To me it seems like the batch execution happens within the same R environment, preserving both objects and loaded packages. Is this really the case? And is it the .Rout file that transfers the objects from one script to the other or is it a property of the batch execution itself?

If the working environment is really preserved between the scripts, I see a lot of potential for issues if there are objects with the same names or functions with the same names from different packages. Another issue of this setup seems to be that the Makefile cannot propagate changes in the first two files downstream because there is no explicit input/prerequisite for the merge script.
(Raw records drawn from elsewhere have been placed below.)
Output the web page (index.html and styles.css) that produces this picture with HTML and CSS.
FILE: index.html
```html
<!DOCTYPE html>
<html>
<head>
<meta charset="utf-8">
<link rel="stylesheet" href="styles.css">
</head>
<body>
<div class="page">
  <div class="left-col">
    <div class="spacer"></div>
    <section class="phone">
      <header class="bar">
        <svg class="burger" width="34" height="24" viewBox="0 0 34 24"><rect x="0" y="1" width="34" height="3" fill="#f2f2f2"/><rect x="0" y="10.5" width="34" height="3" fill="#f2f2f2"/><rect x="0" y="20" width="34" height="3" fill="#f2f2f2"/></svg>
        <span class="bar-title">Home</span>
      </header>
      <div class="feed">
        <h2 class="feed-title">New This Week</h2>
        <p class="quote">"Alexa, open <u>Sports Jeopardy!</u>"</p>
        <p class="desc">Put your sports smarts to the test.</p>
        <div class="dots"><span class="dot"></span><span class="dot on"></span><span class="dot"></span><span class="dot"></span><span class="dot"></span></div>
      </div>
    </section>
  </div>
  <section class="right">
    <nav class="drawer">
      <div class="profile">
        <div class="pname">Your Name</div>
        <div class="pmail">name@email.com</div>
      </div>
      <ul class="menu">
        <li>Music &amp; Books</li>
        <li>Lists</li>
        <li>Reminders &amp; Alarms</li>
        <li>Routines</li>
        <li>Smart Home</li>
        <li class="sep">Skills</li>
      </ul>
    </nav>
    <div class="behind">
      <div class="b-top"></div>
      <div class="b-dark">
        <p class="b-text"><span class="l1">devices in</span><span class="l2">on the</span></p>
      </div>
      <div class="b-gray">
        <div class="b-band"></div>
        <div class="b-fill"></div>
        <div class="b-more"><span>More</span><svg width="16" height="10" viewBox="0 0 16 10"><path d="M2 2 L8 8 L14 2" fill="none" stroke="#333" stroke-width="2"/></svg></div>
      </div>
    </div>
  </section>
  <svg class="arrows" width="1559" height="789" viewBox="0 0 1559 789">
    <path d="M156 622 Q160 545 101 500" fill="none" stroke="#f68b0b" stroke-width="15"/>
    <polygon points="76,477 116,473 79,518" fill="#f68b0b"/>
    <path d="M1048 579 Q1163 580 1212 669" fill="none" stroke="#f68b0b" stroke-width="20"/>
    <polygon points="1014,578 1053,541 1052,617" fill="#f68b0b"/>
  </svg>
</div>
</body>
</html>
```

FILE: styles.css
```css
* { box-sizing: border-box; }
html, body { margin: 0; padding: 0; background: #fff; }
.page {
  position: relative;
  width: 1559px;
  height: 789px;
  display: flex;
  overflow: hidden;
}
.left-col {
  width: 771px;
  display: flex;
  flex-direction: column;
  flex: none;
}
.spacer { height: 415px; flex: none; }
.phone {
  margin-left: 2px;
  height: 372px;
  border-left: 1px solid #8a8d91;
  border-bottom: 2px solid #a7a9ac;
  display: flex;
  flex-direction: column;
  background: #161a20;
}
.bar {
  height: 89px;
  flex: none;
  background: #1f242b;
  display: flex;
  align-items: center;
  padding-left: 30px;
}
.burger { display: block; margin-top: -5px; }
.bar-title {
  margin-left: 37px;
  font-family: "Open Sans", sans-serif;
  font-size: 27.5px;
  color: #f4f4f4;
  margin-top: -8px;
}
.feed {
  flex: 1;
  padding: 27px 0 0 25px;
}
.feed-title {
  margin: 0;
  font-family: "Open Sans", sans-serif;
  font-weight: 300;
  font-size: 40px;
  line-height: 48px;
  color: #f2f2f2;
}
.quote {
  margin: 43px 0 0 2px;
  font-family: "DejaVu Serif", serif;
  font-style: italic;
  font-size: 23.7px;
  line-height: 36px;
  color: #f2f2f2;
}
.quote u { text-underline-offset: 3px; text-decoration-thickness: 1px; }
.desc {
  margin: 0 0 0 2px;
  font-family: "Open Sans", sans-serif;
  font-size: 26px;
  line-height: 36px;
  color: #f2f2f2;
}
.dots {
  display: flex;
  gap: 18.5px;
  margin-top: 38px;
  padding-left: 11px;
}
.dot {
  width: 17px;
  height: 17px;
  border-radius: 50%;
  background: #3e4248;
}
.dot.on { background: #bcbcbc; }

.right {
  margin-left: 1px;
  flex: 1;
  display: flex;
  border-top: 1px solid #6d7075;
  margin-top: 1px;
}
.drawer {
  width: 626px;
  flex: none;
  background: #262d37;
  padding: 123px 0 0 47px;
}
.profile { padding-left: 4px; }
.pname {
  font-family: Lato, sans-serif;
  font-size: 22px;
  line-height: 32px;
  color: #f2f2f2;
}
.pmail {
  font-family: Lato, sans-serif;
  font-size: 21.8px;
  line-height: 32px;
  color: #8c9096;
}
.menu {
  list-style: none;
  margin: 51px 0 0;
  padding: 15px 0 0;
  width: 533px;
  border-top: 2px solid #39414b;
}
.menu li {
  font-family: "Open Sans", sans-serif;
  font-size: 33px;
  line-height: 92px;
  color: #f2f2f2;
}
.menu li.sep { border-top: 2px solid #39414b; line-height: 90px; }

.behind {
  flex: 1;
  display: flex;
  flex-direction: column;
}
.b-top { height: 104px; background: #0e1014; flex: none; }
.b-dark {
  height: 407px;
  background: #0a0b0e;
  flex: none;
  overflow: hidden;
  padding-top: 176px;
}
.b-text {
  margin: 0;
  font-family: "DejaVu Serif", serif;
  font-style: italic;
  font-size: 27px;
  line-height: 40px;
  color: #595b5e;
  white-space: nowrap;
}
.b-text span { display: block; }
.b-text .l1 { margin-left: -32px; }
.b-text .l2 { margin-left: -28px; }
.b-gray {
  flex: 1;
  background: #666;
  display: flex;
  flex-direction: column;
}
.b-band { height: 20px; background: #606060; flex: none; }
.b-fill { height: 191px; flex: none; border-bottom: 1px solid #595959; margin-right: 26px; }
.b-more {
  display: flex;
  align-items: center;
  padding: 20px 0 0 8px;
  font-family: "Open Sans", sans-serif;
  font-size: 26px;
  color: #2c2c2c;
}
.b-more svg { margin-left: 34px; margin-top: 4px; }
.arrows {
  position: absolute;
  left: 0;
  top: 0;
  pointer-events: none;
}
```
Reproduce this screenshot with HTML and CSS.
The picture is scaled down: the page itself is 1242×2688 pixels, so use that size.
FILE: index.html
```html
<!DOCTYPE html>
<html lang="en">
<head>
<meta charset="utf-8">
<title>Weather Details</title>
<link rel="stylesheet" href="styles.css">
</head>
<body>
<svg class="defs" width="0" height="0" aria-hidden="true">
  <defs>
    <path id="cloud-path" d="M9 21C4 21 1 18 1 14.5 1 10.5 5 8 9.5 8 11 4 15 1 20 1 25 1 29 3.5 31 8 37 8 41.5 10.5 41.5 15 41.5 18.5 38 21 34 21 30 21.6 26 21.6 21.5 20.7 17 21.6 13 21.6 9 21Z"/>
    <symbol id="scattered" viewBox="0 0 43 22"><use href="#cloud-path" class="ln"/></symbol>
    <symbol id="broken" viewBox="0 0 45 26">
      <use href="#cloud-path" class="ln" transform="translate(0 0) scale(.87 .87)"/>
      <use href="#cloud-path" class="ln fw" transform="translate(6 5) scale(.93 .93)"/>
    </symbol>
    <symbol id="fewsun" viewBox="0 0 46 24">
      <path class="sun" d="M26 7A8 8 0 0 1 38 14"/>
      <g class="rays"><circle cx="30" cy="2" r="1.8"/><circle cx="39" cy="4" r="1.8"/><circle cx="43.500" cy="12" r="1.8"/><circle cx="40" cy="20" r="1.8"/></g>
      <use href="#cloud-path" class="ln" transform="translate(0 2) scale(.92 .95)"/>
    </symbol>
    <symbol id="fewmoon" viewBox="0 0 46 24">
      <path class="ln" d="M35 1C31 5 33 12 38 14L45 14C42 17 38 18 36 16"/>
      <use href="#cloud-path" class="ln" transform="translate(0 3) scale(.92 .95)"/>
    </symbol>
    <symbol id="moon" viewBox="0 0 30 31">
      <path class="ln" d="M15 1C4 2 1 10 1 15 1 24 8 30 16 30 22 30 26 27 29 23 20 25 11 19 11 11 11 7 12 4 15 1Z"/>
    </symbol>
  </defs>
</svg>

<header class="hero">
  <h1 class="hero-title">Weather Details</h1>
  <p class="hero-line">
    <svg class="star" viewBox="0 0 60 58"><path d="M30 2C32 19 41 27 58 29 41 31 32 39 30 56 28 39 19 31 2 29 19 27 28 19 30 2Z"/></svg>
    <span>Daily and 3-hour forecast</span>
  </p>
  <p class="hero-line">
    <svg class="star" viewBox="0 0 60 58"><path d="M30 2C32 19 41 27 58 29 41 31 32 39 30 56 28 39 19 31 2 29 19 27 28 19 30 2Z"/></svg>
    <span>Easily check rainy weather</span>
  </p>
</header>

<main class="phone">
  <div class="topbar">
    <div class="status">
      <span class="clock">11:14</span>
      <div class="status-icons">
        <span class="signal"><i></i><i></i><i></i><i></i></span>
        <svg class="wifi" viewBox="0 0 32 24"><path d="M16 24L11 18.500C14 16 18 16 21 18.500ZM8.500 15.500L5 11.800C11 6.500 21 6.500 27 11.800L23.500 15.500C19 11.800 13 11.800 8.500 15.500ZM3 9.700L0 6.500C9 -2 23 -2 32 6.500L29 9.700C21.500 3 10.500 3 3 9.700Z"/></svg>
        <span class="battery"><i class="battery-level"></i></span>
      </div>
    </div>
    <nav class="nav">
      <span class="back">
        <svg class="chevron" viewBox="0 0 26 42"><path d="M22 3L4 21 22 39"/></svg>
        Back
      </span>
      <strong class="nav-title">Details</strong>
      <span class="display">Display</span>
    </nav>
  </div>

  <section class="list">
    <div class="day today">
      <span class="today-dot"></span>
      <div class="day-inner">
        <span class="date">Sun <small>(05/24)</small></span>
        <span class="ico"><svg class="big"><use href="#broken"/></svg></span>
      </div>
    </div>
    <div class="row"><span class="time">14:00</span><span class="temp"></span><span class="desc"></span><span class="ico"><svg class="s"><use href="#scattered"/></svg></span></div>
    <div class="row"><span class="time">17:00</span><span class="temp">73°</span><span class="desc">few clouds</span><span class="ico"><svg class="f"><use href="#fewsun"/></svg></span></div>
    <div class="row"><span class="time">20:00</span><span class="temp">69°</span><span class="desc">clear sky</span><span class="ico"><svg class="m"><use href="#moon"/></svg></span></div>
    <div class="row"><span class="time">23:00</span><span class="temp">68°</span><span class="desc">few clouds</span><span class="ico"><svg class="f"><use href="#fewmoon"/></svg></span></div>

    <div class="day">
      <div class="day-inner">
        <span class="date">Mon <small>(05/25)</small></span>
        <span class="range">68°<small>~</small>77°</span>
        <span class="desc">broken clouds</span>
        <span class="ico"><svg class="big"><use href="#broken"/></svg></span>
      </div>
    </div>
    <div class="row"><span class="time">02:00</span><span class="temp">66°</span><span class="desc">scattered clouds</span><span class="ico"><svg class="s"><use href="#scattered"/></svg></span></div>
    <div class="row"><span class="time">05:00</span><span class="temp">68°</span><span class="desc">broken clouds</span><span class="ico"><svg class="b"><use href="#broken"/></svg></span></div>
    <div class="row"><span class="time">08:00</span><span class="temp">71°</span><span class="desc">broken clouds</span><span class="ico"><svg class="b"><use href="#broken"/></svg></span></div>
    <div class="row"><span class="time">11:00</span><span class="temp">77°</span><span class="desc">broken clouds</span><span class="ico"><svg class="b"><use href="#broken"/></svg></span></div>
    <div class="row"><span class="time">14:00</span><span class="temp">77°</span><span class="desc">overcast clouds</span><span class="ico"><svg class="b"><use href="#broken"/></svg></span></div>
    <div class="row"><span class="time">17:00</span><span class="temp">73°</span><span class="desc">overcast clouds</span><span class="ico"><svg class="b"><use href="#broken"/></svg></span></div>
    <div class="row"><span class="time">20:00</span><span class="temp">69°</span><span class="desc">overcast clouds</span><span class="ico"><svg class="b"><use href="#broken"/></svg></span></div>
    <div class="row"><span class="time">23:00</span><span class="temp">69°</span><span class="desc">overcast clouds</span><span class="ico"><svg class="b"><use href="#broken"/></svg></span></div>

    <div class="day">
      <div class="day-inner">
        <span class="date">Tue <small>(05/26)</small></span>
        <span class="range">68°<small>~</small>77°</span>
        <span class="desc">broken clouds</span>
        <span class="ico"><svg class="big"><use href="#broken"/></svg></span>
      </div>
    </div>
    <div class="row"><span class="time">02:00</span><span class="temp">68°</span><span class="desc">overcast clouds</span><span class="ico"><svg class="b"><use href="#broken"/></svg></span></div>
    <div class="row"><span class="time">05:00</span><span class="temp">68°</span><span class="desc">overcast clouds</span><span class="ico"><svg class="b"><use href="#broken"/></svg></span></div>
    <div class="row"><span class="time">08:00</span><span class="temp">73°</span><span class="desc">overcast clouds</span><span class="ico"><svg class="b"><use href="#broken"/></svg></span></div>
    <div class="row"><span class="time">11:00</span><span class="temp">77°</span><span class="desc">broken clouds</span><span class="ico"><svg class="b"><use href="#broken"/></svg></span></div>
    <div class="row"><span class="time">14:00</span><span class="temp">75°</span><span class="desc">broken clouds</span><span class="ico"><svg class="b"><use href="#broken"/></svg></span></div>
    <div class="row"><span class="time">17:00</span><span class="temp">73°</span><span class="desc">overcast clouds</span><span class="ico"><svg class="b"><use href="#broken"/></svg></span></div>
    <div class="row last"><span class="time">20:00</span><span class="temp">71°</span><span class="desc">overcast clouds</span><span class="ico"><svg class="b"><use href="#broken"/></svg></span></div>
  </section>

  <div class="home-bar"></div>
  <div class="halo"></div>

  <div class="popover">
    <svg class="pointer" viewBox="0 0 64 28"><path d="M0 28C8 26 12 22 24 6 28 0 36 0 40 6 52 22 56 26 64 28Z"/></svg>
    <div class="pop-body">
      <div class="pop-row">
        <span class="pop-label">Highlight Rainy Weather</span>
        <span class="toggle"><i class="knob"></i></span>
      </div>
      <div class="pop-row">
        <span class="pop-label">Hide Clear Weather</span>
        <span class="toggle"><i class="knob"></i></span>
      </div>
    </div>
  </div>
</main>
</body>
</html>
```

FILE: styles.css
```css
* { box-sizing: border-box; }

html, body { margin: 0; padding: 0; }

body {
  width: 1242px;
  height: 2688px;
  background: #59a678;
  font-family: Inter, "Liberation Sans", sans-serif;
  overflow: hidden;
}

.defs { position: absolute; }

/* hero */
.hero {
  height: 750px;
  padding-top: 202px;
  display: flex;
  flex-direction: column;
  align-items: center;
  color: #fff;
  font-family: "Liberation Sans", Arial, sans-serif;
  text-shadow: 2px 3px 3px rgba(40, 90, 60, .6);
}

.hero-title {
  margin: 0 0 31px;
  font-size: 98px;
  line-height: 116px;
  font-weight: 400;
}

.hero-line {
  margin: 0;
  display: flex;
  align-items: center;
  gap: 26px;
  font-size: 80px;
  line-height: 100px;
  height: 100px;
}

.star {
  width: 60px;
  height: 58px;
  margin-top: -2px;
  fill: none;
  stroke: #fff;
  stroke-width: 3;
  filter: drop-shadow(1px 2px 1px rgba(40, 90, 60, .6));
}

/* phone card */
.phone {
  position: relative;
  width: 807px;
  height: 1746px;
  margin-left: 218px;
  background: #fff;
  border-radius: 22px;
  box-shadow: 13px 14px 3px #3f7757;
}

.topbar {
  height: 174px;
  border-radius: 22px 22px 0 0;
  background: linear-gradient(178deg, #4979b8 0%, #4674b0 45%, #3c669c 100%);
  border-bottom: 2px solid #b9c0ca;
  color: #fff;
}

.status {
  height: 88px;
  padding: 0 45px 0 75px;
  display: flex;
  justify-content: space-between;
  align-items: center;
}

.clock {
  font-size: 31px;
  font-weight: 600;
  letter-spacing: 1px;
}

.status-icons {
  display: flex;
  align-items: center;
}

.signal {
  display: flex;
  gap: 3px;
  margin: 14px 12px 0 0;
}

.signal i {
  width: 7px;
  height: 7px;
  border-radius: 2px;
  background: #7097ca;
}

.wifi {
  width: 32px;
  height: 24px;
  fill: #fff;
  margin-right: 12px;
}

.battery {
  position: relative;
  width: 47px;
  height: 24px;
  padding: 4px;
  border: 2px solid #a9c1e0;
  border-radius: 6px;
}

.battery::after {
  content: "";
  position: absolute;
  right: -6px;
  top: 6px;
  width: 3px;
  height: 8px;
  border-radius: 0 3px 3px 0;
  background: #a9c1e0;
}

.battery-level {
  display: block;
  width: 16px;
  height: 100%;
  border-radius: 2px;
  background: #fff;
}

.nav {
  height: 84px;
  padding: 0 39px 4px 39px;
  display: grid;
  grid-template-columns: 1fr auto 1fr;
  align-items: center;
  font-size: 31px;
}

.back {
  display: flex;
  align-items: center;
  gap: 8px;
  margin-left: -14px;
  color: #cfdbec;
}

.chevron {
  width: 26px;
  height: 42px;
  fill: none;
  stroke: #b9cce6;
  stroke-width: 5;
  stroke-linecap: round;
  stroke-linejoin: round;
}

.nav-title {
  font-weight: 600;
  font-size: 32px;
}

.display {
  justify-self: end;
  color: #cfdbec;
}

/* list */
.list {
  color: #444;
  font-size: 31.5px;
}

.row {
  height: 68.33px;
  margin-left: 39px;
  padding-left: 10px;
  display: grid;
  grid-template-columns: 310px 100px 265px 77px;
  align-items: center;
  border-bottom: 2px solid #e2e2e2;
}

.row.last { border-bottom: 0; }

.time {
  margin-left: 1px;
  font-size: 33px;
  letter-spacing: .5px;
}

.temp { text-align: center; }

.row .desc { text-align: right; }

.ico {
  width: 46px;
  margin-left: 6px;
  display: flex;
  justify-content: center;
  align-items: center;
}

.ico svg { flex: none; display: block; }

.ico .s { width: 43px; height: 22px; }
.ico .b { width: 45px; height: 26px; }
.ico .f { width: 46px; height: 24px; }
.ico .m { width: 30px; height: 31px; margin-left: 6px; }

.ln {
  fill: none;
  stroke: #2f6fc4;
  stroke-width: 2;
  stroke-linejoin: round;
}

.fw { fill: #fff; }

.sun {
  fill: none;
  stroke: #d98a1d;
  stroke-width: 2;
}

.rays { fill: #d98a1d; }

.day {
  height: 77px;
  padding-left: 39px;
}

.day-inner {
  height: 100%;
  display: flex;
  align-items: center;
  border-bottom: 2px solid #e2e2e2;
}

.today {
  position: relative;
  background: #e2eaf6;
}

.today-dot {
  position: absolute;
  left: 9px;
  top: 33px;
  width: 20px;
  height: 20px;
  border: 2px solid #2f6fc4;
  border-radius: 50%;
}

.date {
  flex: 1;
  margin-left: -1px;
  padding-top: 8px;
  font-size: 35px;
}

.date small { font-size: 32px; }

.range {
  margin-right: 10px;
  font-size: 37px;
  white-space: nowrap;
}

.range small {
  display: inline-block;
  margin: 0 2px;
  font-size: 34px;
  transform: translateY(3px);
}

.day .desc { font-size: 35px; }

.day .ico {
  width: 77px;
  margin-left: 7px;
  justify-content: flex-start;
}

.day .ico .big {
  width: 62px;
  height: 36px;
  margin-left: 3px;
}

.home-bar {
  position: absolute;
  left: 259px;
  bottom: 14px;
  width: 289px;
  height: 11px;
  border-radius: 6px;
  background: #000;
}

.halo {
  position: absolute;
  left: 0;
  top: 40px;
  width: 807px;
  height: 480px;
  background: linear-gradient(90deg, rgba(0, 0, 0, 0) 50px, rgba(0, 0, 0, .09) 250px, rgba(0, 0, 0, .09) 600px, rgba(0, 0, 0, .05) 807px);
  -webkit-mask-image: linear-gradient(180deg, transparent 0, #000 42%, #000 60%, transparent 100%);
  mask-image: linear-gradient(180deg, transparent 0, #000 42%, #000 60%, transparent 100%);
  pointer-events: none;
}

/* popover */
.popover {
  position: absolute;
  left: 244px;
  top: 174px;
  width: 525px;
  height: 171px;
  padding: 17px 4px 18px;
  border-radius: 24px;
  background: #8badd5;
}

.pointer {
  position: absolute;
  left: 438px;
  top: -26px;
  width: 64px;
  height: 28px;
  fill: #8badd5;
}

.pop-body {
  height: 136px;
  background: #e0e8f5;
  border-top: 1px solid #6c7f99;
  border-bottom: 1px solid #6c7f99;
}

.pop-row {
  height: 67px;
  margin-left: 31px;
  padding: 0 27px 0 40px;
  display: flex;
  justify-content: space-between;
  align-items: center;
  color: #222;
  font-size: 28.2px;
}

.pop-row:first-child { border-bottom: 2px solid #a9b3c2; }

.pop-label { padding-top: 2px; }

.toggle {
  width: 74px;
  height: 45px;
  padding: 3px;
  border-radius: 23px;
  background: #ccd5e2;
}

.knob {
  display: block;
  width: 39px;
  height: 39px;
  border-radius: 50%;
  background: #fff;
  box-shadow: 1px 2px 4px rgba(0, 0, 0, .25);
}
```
I would appreciate to learn if my intuition is right and if there are better ways to execute R files in a Makefile.


Solution

  • By default R CMD BATCH will save your workspace to a hidden .Rdata file after running unless you choose --no-save. That's why it's not really the recommended way to run R script. The recommended way is with Rscript which will not save by default. You must write code explicitly to save if that's what you want. This is different than the Rout file which should only have the output from the commands run in the script.

    In this case, execution doesn't happen in the exact same environment. R is still called three times, but that environment is serialized and reloaded between each run.

    You are correct that there may be a lot of problems with saving and re-loading workspaces by default. That's why most people recommend you do not do that. But in this cause, the author just figured it made things easier for their workflow so they used it. It would be better to be more explicit about input and output files in general though.